The missions were slow getting off the ground and the number of converts tiny. That was deeply contrary to the expectations of the missionaries who thought that the inhabitants of these dark lands would be profoundly grateful to receive the light of the gospel.
“And, that didn’t happen,” Palmer said. “It so didn’t happen on such a monumental scale that this raised huge questions. The missionaries were left with only three possible answers:  that no one was interested,” which was unthinkable.
“The second one was that somehow they had failed,” Palmer said. “They were not able to communicate the gospel, and were failing Jesus. Quite a few of them had monumental nervous breakdowns. … The average life of a missionary in inland China in the second half of the Nineteenth Century was just two years.
“Many of them just fell apart and had to be shipped home and were basically wrecks thereafter, because they felt they personally had failed their commission.”
Or the missionaries could see the challenge in a way less disparaging of the Christian message or their own abilities.
“The third option was … the devil,” Palmer said. “They were not dealing with ordinary human beings who were not accepting the gospel. They were dealing with the devil. And, the devil in the form of anything you wanted, in the form of statues of other gods, Taoist, Hindu shrines or holy men who wandered the countryside, it didn’t really matter.
“These forces of evil were actually blocking the poor people who all wanted to convert but the devil was in the way.”
In Palmer’s analysis, a similar phenomenon has been occurring in America. With the election of Ronald Reagan in 1980, the Christian Right foresaw a national conversion, with Americans accepting the Bible in the way fundamentalist Christians interpreted its teachings. With America providing that light onto other nations, Christianity would be on a triumphant march.
However, that failed to happen. Despite right-wing gains in terms of tax policy and other benefits for the rich, the nation has continued its gradual evolution toward a more tolerant and a more secular society.
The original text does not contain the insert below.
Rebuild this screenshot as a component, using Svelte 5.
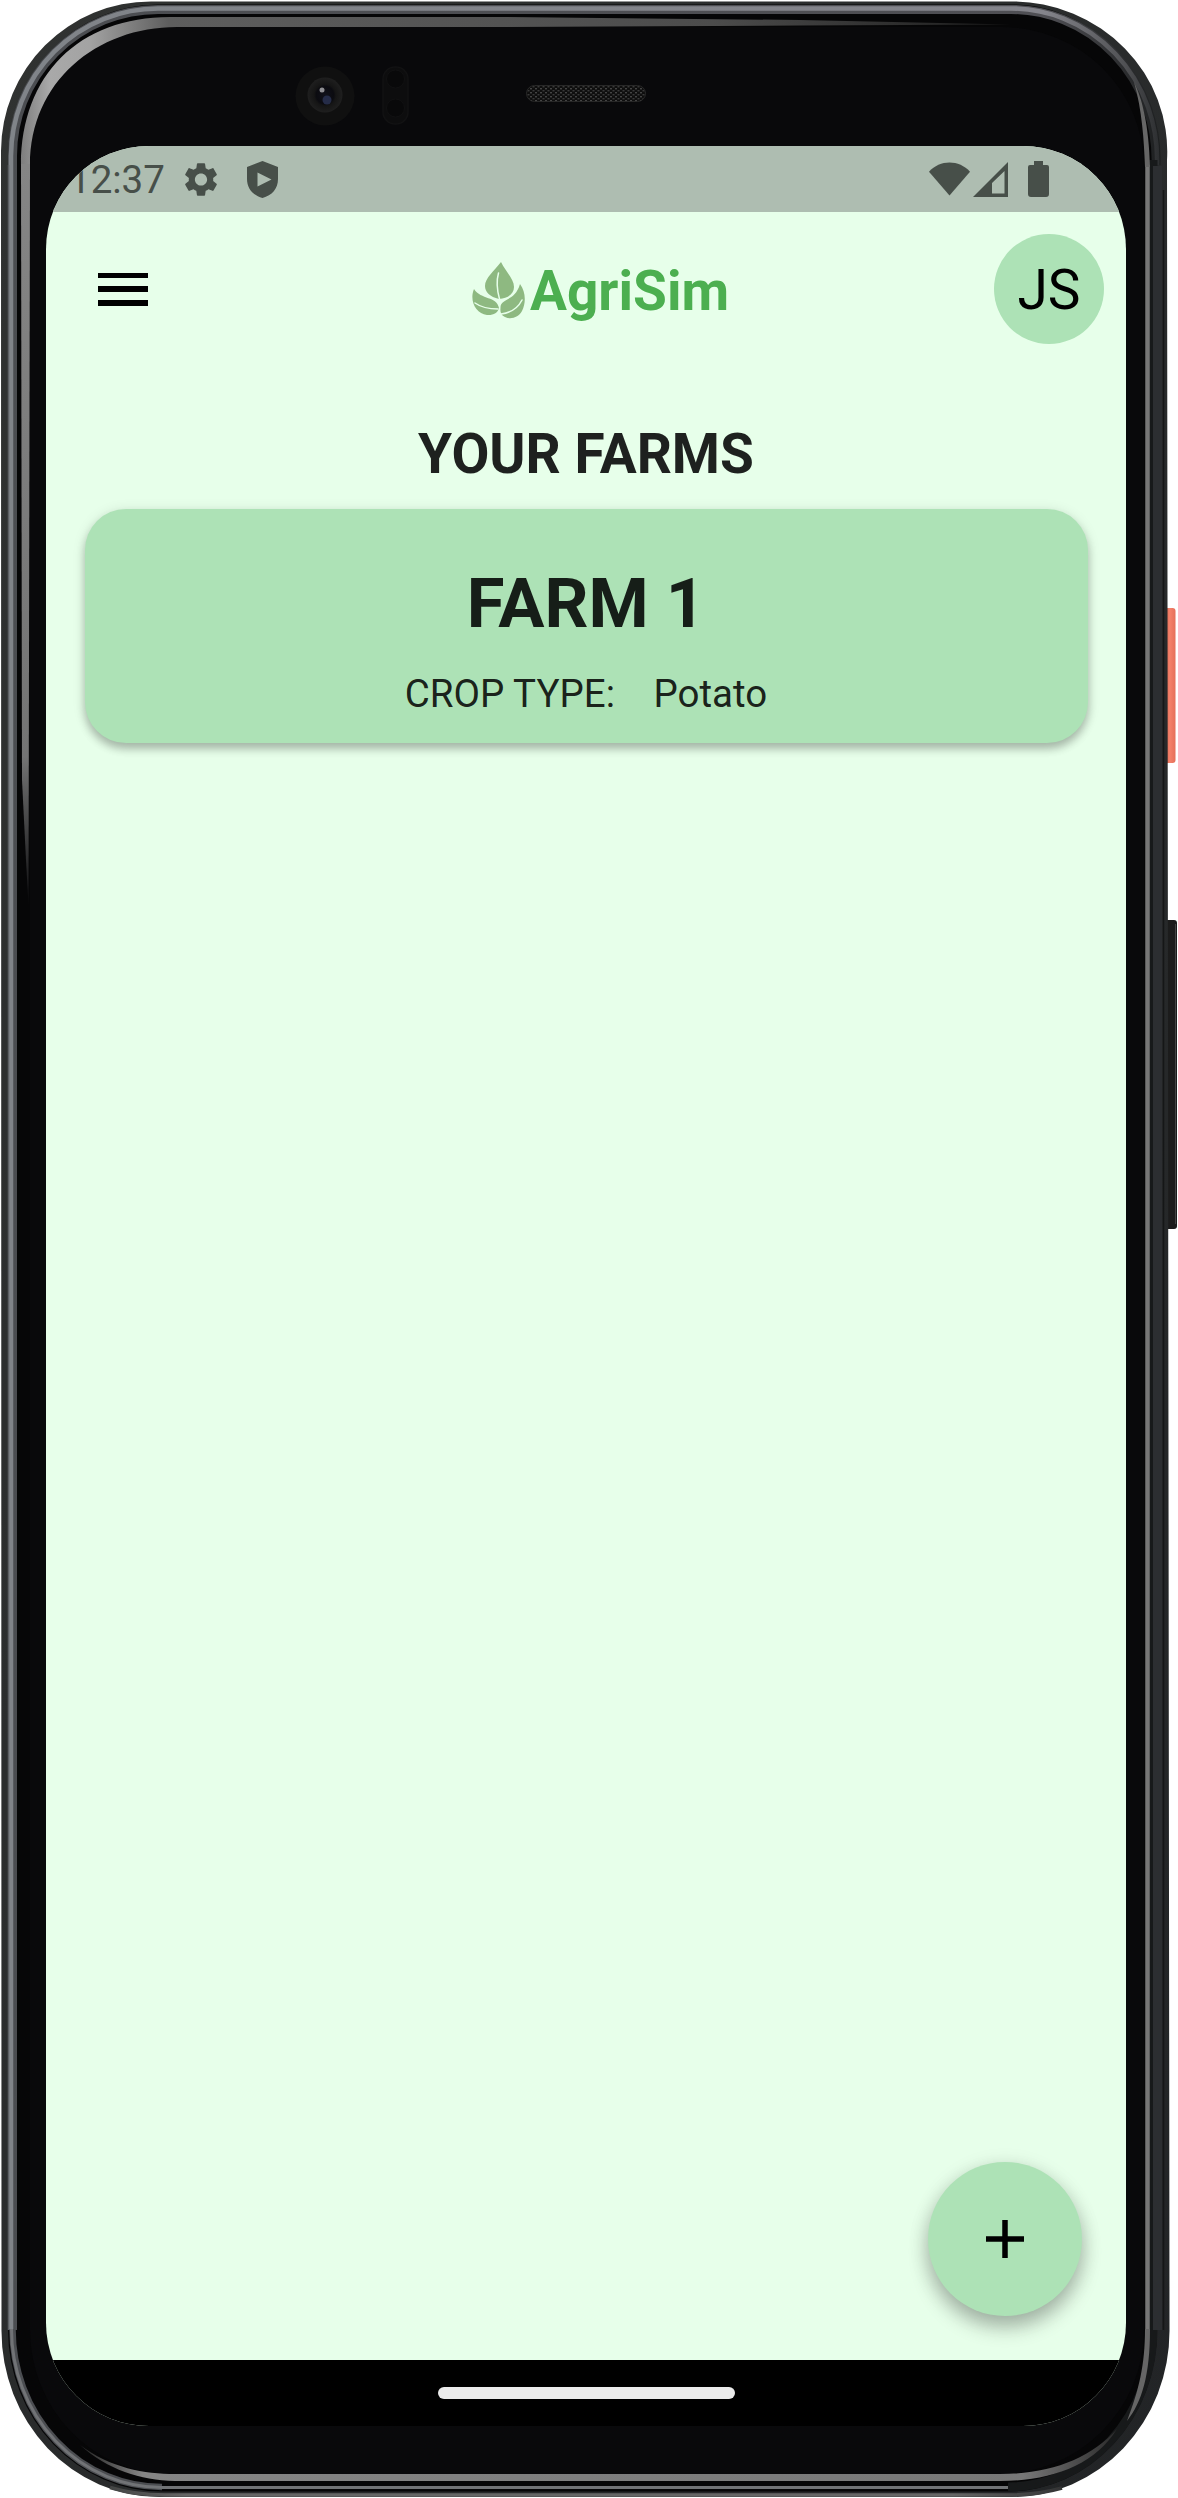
<script>
  const time = '12:37';
  const initials = 'JS';
  const farms = [{ name: 'FARM 1', crop: 'Potato' }];
</script>

<div class="device">
  <!-- Phone body: metal rim, bezel highlights, side buttons, camera and earpiece -->
  <svg class="body" viewBox="0 0 1178 2498" aria-hidden="true">
    <defs>
      <linearGradient id="rim" x1="0" y1="0" x2="1" y2="1">
        <stop offset="0" stop-color="#303231" />
        <stop offset="1" stop-color="#222426" />
      </linearGradient>
      <linearGradient id="silver" gradientUnits="userSpaceOnUse" x1="7" y1="0" x2="1160" y2="0">
        <stop offset="0" stop-color="#808489" />
        <stop offset=".9" stop-color="#84848b" />
        <stop offset=".97" stop-color="#505154" />
        <stop offset="1" stop-color="#2c2e30" />
      </linearGradient>
      <linearGradient id="silverDim" gradientUnits="userSpaceOnUse" x1="7" y1="0" x2="1160" y2="0">
        <stop offset="0" stop-color="#4b4d51" />
        <stop offset=".9" stop-color="#4f4f54" />
        <stop offset="1" stop-color="#1d1f20" />
      </linearGradient>
      <linearGradient id="glint" gradientUnits="userSpaceOnUse" x1="20" y1="0" x2="1010" y2="0">
        <stop offset="0" stop-color="#7c7c7c" />
        <stop offset=".03" stop-color="#a9a9a9" />
        <stop offset=".07" stop-color="#a3a3a3" />
        <stop offset=".15" stop-color="#5e5e5e" />
        <stop offset=".7" stop-color="#4c4c4c" />
        <stop offset="1" stop-color="#1c1c1c" />
      </linearGradient>
      <linearGradient id="glintFade" x1="0" y1="0" x2="0" y2="1">
        <stop offset="0" stop-color="#858585" />
        <stop offset=".8" stop-color="#747474" />
        <stop offset="1" stop-color="#0b0b0d" />
      </linearGradient>
      <linearGradient id="bottomGlint" gradientUnits="userSpaceOnUse" x1="80" y1="0" x2="1128" y2="0">
        <stop offset="0" stop-color="#222" />
        <stop offset=".06" stop-color="#858585" />
        <stop offset=".9" stop-color="#777" />
        <stop offset="1" stop-color="#222" />
      </linearGradient>
      <linearGradient id="base" gradientUnits="userSpaceOnUse" x1="60" y1="0" x2="1110" y2="0">
        <stop offset="0" stop-color="#2c2e2d" />
        <stop offset=".12" stop-color="#666" />
        <stop offset=".85" stop-color="#666" />
        <stop offset="1" stop-color="#1c1d1e" />
      </linearGradient>
      <linearGradient id="power" x1="0" y1="0" x2="1" y2="0">
        <stop offset="0" stop-color="#d9624a" />
        <stop offset=".5" stop-color="#f4816a" />
        <stop offset="1" stop-color="#e5705a" />
      </linearGradient>
      <radialGradient id="lens">
        <stop offset="0" stop-color="#10111a" />
        <stop offset=".5" stop-color="#0b0b10" />
        <stop offset=".62" stop-color="#151515" />
        <stop offset="1" stop-color="#1f1f1f" />
      </radialGradient>
      <pattern id="mesh" width="5" height="4" patternUnits="userSpaceOnUse">
        <rect width="5" height="4" fill="#0e0e0e" />
        <rect x="0" y="0" width="2" height="1.400" fill="#444" />
        <rect x="2.500" y="2" width="2" height="1.400" fill="#393939" />
      </pattern>
    </defs>

    <rect x="1164" y="608" width="11.500" height="155" rx="3" fill="url(#power)" />
    <rect x="1164" y="920" width="13" height="309" rx="3" fill="#1c1c1c" />
    <rect x="1175" y="924" width="1" height="300" fill="#444" />

    <path d="M1 151A150 150 0 0 1 151 1.500H1012A155 150 0 0 1 1167 160L1169.500 2330A158 166 0 0 1 1011 2497H160A158 166 0 0 1 1.500 2330Z" fill="url(#rim)" />
    <path d="M110 2487.500C128 2493 145 2495 165 2495H1008C1030 2495 1048 2492 1062 2488" fill="none" stroke="url(#base)" stroke-width="3.500" />

    <!-- Inner black body, then the brushed band along its left, top and bottom edges -->
    <path d="M8 158A150 154 0 0 1 158 4.500H1008A145 154 0 0 1 1157 165V2330A150 161 0 0 1 1008 2491.500H162A154 162 0 0 1 8 2330Z" fill="#060607" />
    <path d="M12.500 2330V156A146 146 0 0 1 158 9.500H1008A145 150 0 0 1 1156 165" fill="none" stroke="url(#silverDim)" stroke-width="9" />
    <path d="M11 2330V156A147 148 0 0 1 158 8.500H1008A146 151 0 0 1 1157 165" fill="none" stroke="url(#silver)" stroke-width="4.500" />
    <path d="M12.500 2329A149 158 0 0 0 162 2487" fill="none" stroke="#4b4d51" stroke-width="6.500" />
    <path d="M11.500 2329A150.500 158.500 0 0 0 162 2487.500H1008" fill="none" stroke="#717376" stroke-width="3" />
    <path d="M8.500 165V2330" stroke="#5c5f63" stroke-width="1.500" />

    <path d="M1153 160V2330A145 157 0 0 1 1008 2487" fill="none" stroke="#17191a" stroke-width="9" />
    <path d="M1157.500 166V2330" stroke="#2c2e31" stroke-width="9" />
    <path d="M1163.500 190V2330" stroke="#151617" stroke-width="1.500" />

    <path d="M30 160A140 133 0 0 1 170 27H1002A142 140 0 0 1 1144 167V2330A145 144 0 0 1 999 2474H170A140 144 0 0 1 30 2330Z" fill="#09090b" />
    <path d="M21 165C21 75 79 17 170 17H500L800 20L1010 24.500L800 25.500L500 27H177C96 27 30 82 30 165Z" fill="url(#glint)" />
    <path d="M21 164H30L28.500 905L26 860L22 780Z" fill="url(#glintFade)" />
    <path d="M1147.500 165V2330" stroke="#777" stroke-width="4.500" />
    <path d="M1150 167C1149 125 1142 98 1134 82C1142 110 1144 140 1145 167Z" fill="#666" />
    <path d="M1145 2329H1150C1150 2375 1142 2402 1127 2421C1139 2390 1145 2365 1145 2329Z" fill="#666" />
    <path d="M80 2445C110 2468 145 2474 175 2474H1000C1050 2474 1090 2459 1117 2429C1094 2466 1050 2481 1000 2481H175C140 2480 108 2470 80 2445Z" fill="url(#bottomGlint)" />

    <circle cx="325" cy="96" r="29.500" fill="#101010" />
    <circle cx="325" cy="95" r="17.500" fill="url(#lens)" />
    <circle cx="327" cy="100" r="4.500" fill="#252c48" />
    <circle cx="322" cy="90" r="2.500" fill="#8f8f93" />
    <rect x="383" y="67" width="25" height="57" rx="12" fill="#0d0d0e" stroke="#121213" stroke-width="1.500" />
    <circle cx="395.500" cy="79" r="9" fill="#09090a" stroke="#111112" />
    <circle cx="395.500" cy="108" r="9" fill="#09090a" stroke="#111112" />
    <rect x="526.500" y="85.500" width="119" height="16" rx="8" fill="url(#mesh)" stroke="#272727" />
  </svg>

  <main class="screen">
    <div class="status">
      <span class="time">{time}</span>
      <svg class="gear" viewBox="2 2 20 20" aria-hidden="true">
        <path d="M19.140 12.940c.04-.3.060-.61.060-.94 0-.32-.02-.64-.07-.94l2.030-1.580c.18-.14.230-.41.120-.61l-1.920-3.320c-.12-.22-.37-.29-.59-.22l-2.390.96c-.5-.38-1.030-.7-1.620-.94l-.36-2.540c-.04-.24-.24-.41-.48-.41h-3.840c-.24 0-.43.170-.47.410l-.36 2.540c-.59.240-1.130.570-1.620.940l-2.390-.96c-.22-.08-.47 0-.59.220L2.740 8.870c-.12.210-.08.470.120.610l2.030 1.580c-.05.300-.09.630-.09.940s.020.640.070.940l-2.030 1.580c-.18.140-.23.410-.12.610l1.920 3.320c.12.220.37.290.59.220l2.390-.96c.5.380 1.030.700 1.620.940l.36 2.540c.05.240.24.410.48.410h3.840c.24 0 .44-.17.470-.41l.36-2.540c.59-.24 1.130-.56 1.620-.94l2.390.96c.22.080.47 0 .59-.22l1.920-3.320c.12-.22.070-.47-.12-.61l-2.010-1.580zM12 15.600c-1.980 0-3.600-1.620-3.600-3.600s1.620-3.600 3.600-3.600 3.600 1.620 3.600 3.600-1.620 3.600-3.600 3.600z" />
      </svg>
      <svg class="shield" viewBox="0 0 31 37" aria-hidden="true">
        <path fill-rule="evenodd" d="M15.500 0L31 6V18C31 27.500 25 34.500 15.500 37C6 34.500 0 27.500 0 18V6ZM10.500 11.500V25.500L24.500 18.500Z" />
      </svg>
      <span class="spacer"></span>
      <svg class="wifi" viewBox="0 0 42 34" aria-hidden="true">
        <path d="M0 9.500C11-3.200 31-3.200 42 9.500L21 34Z" />
      </svg>
      <svg class="signal" viewBox="0 0 35 35" aria-hidden="true">
        <path fill-rule="evenodd" d="M35 0V35H0ZM31.500 9L19 21V31.500H31.500Z" />
      </svg>
      <svg class="battery" viewBox="0 0 21 36" aria-hidden="true">
        <path d="M6 0H15V4H19Q21 4 21 6V33Q21 36 18 36H3Q0 36 0 33V6Q0 4 2 4H6Z" />
      </svg>
    </div>

    <header>
      <button class="menu" aria-label="Menu"><i></i><i></i><i></i></button>
      <div class="brand">
        <svg viewBox="0 0 53 57" aria-hidden="true">
          <g fill="#8eb981">
            <path d="M29 0C34 10 42 17 42 25C42 32 36 36 27 37C18 35 13 30 13 24C13 16 22 9 29 0Z" />
            <path d="M2 27C9 38 25 34 27 46C26 51 21 53.500 15 53C4 52 -3 39 2 27Z" />
            <path d="M48 22C54 30 54 41 50 49C47 55 39 58 33 55C29 53.500 28 50 28.500 46C28 36 43 40 48 22Z" />
          </g>
          <g fill="none" stroke="#e7ffea" stroke-linecap="round">
            <path d="M26.500 11C24 20 25 28 27.500 37" stroke-width="1.500" />
            <path d="M3 41C10 46 17 47 26 47" stroke-width="1.500" />
            <path d="M50 38C45 48 37 51 29 52" stroke-width="1.500" />
          </g>
        </svg>
        <span>AgriSim</span>
      </div>
      <div class="avatar">{initials}</div>
    </header>

    <section class="content">
      <h1>YOUR FARMS</h1>
      {#each farms as farm}
        <article class="card">
          <h2>{farm.name}</h2>
          <p><span>CROP TYPE:</span><span>{farm.crop}</span></p>
        </article>
      {/each}
    </section>

    <button class="fab" aria-label="Add farm">
      <svg viewBox="0 0 38 38" aria-hidden="true"><path d="M19 0V38M0 19H38" /></svg>
    </button>

    <nav><span class="pill"></span></nav>
  </main>
</div>

<style>
  :global(body) {
    margin: 0;
    background: #fff;
  }
  .device {
    position: relative;
    box-sizing: border-box;
    width: 1178px;
    height: 2498px;
    padding: 146px 52px 72px 46px;
    overflow: hidden;
    font-family: Roboto, sans-serif;
  }
  .body {
    position: absolute;
    inset: 0;
    width: 1178px;
    height: 2498px;
  }
  .screen {
    position: relative;
    display: flex;
    flex-direction: column;
    width: 1080px;
    height: 2280px;
    overflow: hidden;
    border-radius: 103px;
    background: #e7ffea;
  }
  button {
    padding: 0;
    border: 0;
    background: none;
  }
  .status {
    display: flex;
    align-items: center;
    flex: none;
    box-sizing: border-box;
    height: 66px;
    padding: 0 77px 0 23px;
    background: #aebdb1;
    color: #474f49;
  }
  .status svg {
    fill: #474f49;
    flex: none;
  }
  .time {
    width: 115px;
    font-size: 38.500px;
    line-height: 66px;
    padding-top: 2px;
    box-sizing: border-box;
    white-space: nowrap;
  }
  .gear {
    width: 34px;
    height: 35px;
    margin-top: 1px;
  }
  .shield {
    width: 31px;
    height: 37px;
    margin: 1px 0 0 29px;
  }
  .spacer {
    flex: 1;
  }
  .wifi {
    width: 41px;
    height: 34px;
  }
  .signal {
    width: 35px;
    height: 35px;
    margin: 0 20px 0 3px;
  }
  .battery {
    width: 21px;
    height: 36px;
  }
  header {
    display: flex;
    align-items: center;
    flex: none;
    height: 154px;
    padding: 0 22px 0 52px;
  }
  .menu {
    display: flex;
    flex-direction: column;
    gap: 8.250px;
    width: 50px;
  }
  .menu i {
    height: 5.500px;
    background: #000;
  }
  .brand {
    display: flex;
    align-items: center;
    margin-left: 324px;
    color: #4caf50;
    font-size: 55px;
    font-weight: 700;
    line-height: 64px;
  }
  .brand svg {
    width: 53px;
    height: 57px;
    margin: 2px 5px 0 0;
  }
  .brand span {
    padding-top: 3px;
  }
  .avatar {
    width: 110px;
    height: 110px;
    margin-left: auto;
    border-radius: 50%;
    background: #ade2b6;
    color: #000;
    font-size: 55px;
    line-height: 113px;
    text-align: center;
  }
  .content {
    display: flex;
    flex: 1;
    flex-direction: column;
    padding: 56px 38.500px 0;
    color: rgba(0, 0, 0, 0.87);
    text-align: center;
  }
  h1 {
    margin: 0 0 22px;
    font-size: 55px;
    font-weight: 700;
    line-height: 65px;
  }
  .card {
    box-sizing: border-box;
    height: 234px;
    padding-top: 54px;
    border-radius: 41px;
    background: #ade2b6;
    box-shadow: 0 6px 8px rgba(0, 0, 0, 0.23), 0 2px 14px rgba(0, 0, 0, 0.11);
  }
  h2 {
    margin: 0;
    font-size: 68.750px;
    font-weight: 700;
    line-height: 81px;
  }
  .card p {
    display: flex;
    justify-content: center;
    gap: 38.500px;
    margin: 27px 0 0;
    font-size: 38.500px;
    line-height: 46px;
  }
  .fab {
    position: absolute;
    right: 44px;
    bottom: 110px;
    display: grid;
    place-items: center;
    width: 154px;
    height: 154px;
    border-radius: 50%;
    background: #ade2b6;
    box-shadow: 0 12px 20px rgba(0, 0, 0, 0.24), 0 4px 20px rgba(0, 0, 0, 0.13);
  }
  .fab svg {
    width: 38px;
    height: 38px;
  }
  .fab path {
    stroke: #000;
    stroke-width: 5.500;
  }
  nav {
    display: grid;
    place-items: center;
    flex: none;
    height: 66px;
    background: #000;
  }
  .pill {
    width: 297px;
    height: 12px;
    border-radius: 6px;
    background: #ebebeb;
  }
</style>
For instance, polls show growing acceptance of homosexuality and gay marriage, two hot-button issues for Christian fundamentalists.
The American Evangelicals felt that after Reagan, they were entitled to power, Palmer said. That is why, they couldn’t understand the election of Bill Clinton. In the Evangelical mind, Clinton was an interloper to “their” White House.
The election of Barack Obama, America’s first black president, came as a particular shock to many white Evangelicals, especially because of his Muslim father and his Muslim name. This resistance to accepting Obama as a “legitimate” president was part of what fueled the hysteria over his supposedly forged birth certificate.
“Obama,” Palmer said, “left them bewildered,” thus the non-negotiating position taken by the right-wing Evangelicals on almost all of the administration efforts.
“I think what you are now witnessing, and it’s not among the majority, is a group of people that thought they were within grasp of taking power and making America once again a holy country, a holy city, the new Jerusalem,” Palmer said.
Their failure would be a rejection of God and must not be tolerated. However, Palmer said, in reality, “this was not the rejection of Christianity, but rather the rejection of this rather narrow kind of Christianity. I think it has driven them to ask why.”
So, the search for the devil continues, with Obama filling the bill and his allies – liberals and Democrats – serving the role that witches once did. There can be no thought of negotiating with these forces of “evil,” as far as the Christian Right is concerned.
“Any manifestation of contemporary society that they feel does not fit their vision of how the world should be is the work of the devil,” Palmer said.
Yet, Palmer believes the Christian Right does not see all obstacles as equally evil:
“I think you need to distinguish those who are active agents of the devil, such as Islam, over those whose misguided compassion is exploited by the devil. For example homosexuality itself is wrong, but homosexuals do not necessarily have to be wrong: they can be saved.”
Put in simple terms, Palmer said Evangelicals see, “A cosmic struggle for the world. The apocalypse is always next. History is irrelevant. … Time is temporal. All you need is the Bible. There is always a conspiracy against God and a weakening of the white family.”
Given the evil perceived by the extreme Evangelical Right, the only solution for the U.S. is to “strip the government to the bone and start over,” Palmer said.
However, Palmer thinks the hard-core Evangelical movement will eventually “burn itself out” because of its unwillingness to search for compromise solutions.
Palmer believes, the movement will “go to sand” as more and more Evangelicals focus their efforts on environmental issues. According to Palmer, “Quite a lot of people in that movement have disavowed themselves from the socio-evangelical political goals … and gone off and become active in the environmental movement.”
Palmer and fellow religious environmentalists will be meeting at the White House in December to discuss the religious approach to preserving the environment.
Palmer is a regular contributor to several BBC programs on ethics and religion, most specifically “In Our Time” hosted by Melvyn Bragg. He explained the evolution of the devil, evil and the missionary movement in a segment, “The Devil.”